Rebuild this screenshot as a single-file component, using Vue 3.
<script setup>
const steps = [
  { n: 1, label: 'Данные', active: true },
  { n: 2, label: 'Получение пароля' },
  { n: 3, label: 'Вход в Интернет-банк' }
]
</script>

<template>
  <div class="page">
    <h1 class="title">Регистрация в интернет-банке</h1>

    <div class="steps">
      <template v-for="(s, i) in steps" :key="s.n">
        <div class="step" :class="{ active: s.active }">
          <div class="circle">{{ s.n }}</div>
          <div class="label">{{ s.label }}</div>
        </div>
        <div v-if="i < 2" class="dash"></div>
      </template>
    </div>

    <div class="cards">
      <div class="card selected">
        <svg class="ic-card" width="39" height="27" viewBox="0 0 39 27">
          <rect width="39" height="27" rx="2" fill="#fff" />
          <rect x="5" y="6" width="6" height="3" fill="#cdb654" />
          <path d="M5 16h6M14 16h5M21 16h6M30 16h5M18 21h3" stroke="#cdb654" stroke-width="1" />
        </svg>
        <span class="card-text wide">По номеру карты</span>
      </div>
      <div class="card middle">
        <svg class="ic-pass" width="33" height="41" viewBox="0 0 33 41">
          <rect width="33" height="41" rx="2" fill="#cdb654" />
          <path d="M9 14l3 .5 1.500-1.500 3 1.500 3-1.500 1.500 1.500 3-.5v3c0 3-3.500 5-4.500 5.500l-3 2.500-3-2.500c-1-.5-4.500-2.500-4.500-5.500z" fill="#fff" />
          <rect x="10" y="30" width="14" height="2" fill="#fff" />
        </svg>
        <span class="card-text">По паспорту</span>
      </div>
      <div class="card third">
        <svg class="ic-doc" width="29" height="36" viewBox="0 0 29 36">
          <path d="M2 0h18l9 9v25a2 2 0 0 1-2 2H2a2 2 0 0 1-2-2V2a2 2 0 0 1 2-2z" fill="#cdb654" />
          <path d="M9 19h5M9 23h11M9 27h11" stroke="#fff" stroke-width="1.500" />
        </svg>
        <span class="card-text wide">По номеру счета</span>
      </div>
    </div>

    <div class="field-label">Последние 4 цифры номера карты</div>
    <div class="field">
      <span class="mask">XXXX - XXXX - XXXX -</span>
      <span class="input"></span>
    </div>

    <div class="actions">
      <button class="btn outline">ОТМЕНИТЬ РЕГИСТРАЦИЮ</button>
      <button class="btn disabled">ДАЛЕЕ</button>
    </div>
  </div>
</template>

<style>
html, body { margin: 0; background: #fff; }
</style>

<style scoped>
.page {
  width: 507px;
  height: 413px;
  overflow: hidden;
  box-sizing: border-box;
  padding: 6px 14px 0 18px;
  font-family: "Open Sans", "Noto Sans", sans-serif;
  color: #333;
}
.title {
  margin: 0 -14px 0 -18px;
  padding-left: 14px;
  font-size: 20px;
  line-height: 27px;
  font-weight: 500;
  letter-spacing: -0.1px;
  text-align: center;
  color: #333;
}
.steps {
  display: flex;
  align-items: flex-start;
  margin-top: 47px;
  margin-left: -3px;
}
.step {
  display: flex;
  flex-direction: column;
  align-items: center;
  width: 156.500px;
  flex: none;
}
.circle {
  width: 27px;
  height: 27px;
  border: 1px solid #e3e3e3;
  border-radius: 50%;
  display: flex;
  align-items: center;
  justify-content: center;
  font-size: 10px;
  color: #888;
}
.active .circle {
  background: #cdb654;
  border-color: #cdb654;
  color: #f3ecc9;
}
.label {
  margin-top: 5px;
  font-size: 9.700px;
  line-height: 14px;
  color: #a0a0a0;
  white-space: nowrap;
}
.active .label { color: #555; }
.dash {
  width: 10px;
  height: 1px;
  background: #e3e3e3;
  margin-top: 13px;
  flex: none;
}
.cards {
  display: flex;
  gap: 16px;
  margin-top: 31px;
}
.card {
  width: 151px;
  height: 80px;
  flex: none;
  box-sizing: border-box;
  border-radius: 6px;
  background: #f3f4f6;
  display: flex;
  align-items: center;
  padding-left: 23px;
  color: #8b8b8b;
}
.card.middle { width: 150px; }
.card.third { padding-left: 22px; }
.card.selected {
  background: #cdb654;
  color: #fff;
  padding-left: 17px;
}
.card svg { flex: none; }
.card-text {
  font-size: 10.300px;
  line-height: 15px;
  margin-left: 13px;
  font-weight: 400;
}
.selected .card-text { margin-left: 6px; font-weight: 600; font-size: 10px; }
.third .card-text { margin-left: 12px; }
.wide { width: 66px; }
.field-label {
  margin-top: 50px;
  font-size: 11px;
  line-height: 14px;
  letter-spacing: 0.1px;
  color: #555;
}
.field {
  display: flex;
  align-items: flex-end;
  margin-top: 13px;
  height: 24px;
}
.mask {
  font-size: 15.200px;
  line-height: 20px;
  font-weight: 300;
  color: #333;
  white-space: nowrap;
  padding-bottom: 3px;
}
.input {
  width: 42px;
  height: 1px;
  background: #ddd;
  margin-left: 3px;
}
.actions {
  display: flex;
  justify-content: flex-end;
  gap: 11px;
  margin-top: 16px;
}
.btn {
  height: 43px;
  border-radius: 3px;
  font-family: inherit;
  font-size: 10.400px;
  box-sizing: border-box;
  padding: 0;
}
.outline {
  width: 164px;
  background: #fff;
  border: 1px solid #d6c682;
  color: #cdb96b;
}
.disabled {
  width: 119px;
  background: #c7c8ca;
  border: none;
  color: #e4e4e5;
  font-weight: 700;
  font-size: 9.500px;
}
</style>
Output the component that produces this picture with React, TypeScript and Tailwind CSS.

***

Objective - Retype each record exactly, leaving nothing out.

Solution to the exercise -
Rebuild this screenshot as a single-file component, using Vue 3.
<script setup>
const steps = [
  { n: 1, label: 'Данные', active: true },
  { n: 2, label: 'Получение пароля' },
  { n: 3, label: 'Вход в Интернет-банк' }
]
</script>

<template>
  <div class="page">
    <h1 class="title">Регистрация в интернет-банке</h1>

    <div class="steps">
      <template v-for="(s, i) in steps" :key="s.n">
        <div class="step" :class="{ active: s.active }">
          <div class="circle">{{ s.n }}</div>
          <div class="label">{{ s.label }}</div>
        </div>
        <div v-if="i < 2" class="dash"></div>
      </template>
    </div>

    <div class="cards">
      <div class="card selected">
        <svg class="ic-card" width="39" height="27" viewBox="0 0 39 27">
          <rect width="39" height="27" rx="2" fill="#fff" />
          <rect x="5" y="6" width="6" height="3" fill="#cdb654" />
          <path d="M5 16h6M14 16h5M21 16h6M30 16h5M18 21h3" stroke="#cdb654" stroke-width="1" />
        </svg>
        <span class="card-text wide">По номеру карты</span>
      </div>
      <div class="card middle">
        <svg class="ic-pass" width="33" height="41" viewBox="0 0 33 41">
          <rect width="33" height="41" rx="2" fill="#cdb654" />
          <path d="M9 14l3 .5 1.500-1.500 3 1.500 3-1.500 1.500 1.500 3-.5v3c0 3-3.500 5-4.500 5.500l-3 2.500-3-2.500c-1-.5-4.500-2.500-4.500-5.500z" fill="#fff" />
          <rect x="10" y="30" width="14" height="2" fill="#fff" />
        </svg>
        <span class="card-text">По паспорту</span>
      </div>
      <div class="card third">
        <svg class="ic-doc" width="29" height="36" viewBox="0 0 29 36">
          <path d="M2 0h18l9 9v25a2 2 0 0 1-2 2H2a2 2 0 0 1-2-2V2a2 2 0 0 1 2-2z" fill="#cdb654" />
          <path d="M9 19h5M9 23h11M9 27h11" stroke="#fff" stroke-width="1.500" />
        </svg>
        <span class="card-text wide">По номеру счета</span>
      </div>
    </div>

    <div class="field-label">Последние 4 цифры номера карты</div>
    <div class="field">
      <span class="mask">XXXX - XXXX - XXXX -</span>
      <span class="input"></span>
    </div>

    <div class="actions">
      <button class="btn outline">ОТМЕНИТЬ РЕГИСТРАЦИЮ</button>
      <button class="btn disabled">ДАЛЕЕ</button>
    </div>
  </div>
</template>

<style>
html, body { margin: 0; background: #fff; }
</style>

<style scoped>
.page {
  width: 507px;
  height: 413px;
  overflow: hidden;
  box-sizing: border-box;
  padding: 6px 14px 0 18px;
  font-family: "Open Sans", "Noto Sans", sans-serif;
  color: #333;
}
.title {
  margin: 0 -14px 0 -18px;
  padding-left: 14px;
  font-size: 20px;
  line-height: 27px;
  font-weight: 500;
  letter-spacing: -0.1px;
  text-align: center;
  color: #333;
}
.steps {
  display: flex;
  align-items: flex-start;
  margin-top: 47px;
  margin-left: -3px;
}
.step {
  display: flex;
  flex-direction: column;
  align-items: center;
  width: 156.500px;
  flex: none;
}
.circle {
  width: 27px;
  height: 27px;
  border: 1px solid #e3e3e3;
  border-radius: 50%;
  display: flex;
  align-items: center;
  justify-content: center;
  font-size: 10px;
  color: #888;
}
.active .circle {
  background: #cdb654;
  border-color: #cdb654;
  color: #f3ecc9;
}
.label {
  margin-top: 5px;
  font-size: 9.700px;
  line-height: 14px;
  color: #a0a0a0;
  white-space: nowrap;
}
.active .label { color: #555; }
.dash {
  width: 10px;
  height: 1px;
  background: #e3e3e3;
  margin-top: 13px;
  flex: none;
}
.cards {
  display: flex;
  gap: 16px;
  margin-top: 31px;
}
.card {
  width: 151px;
  height: 80px;
  flex: none;
  box-sizing: border-box;
  border-radius: 6px;
  background: #f3f4f6;
  display: flex;
  align-items: center;
  padding-left: 23px;
  color: #8b8b8b;
}
.card.middle { width: 150px; }
.card.third { padding-left: 22px; }
.card.selected {
  background: #cdb654;
  color: #fff;
  padding-left: 17px;
}
.card svg { flex: none; }
.card-text {
  font-size: 10.300px;
  line-height: 15px;
  margin-left: 13px;
  font-weight: 400;
}
.selected .card-text { margin-left: 6px; font-weight: 600; font-size: 10px; }
.third .card-text { margin-left: 12px; }
.wide { width: 66px; }
.field-label {
  margin-top: 50px;
  font-size: 11px;
  line-height: 14px;
  letter-spacing: 0.1px;
  color: #555;
}
.field {
  display: flex;
  align-items: flex-end;
  margin-top: 13px;
  height: 24px;
}
.mask {
  font-size: 15.200px;
  line-height: 20px;
  font-weight: 300;
  color: #333;
  white-space: nowrap;
  padding-bottom: 3px;
}
.input {
  width: 42px;
  height: 1px;
  background: #ddd;
  margin-left: 3px;
}
.actions {
  display: flex;
  justify-content: flex-end;
  gap: 11px;
  margin-top: 16px;
}
.btn {
  height: 43px;
  border-radius: 3px;
  font-family: inherit;
  font-size: 10.400px;
  box-sizing: border-box;
  padding: 0;
}
.outline {
  width: 164px;
  background: #fff;
  border: 1px solid #d6c682;
  color: #cdb96b;
}
.disabled {
  width: 119px;
  background: #c7c8ca;
  border: none;
  color: #e4e4e5;
  font-weight: 700;
  font-size: 9.500px;
}
</style>
Output the component that produces this picture with React, TypeScript and Tailwind CSS.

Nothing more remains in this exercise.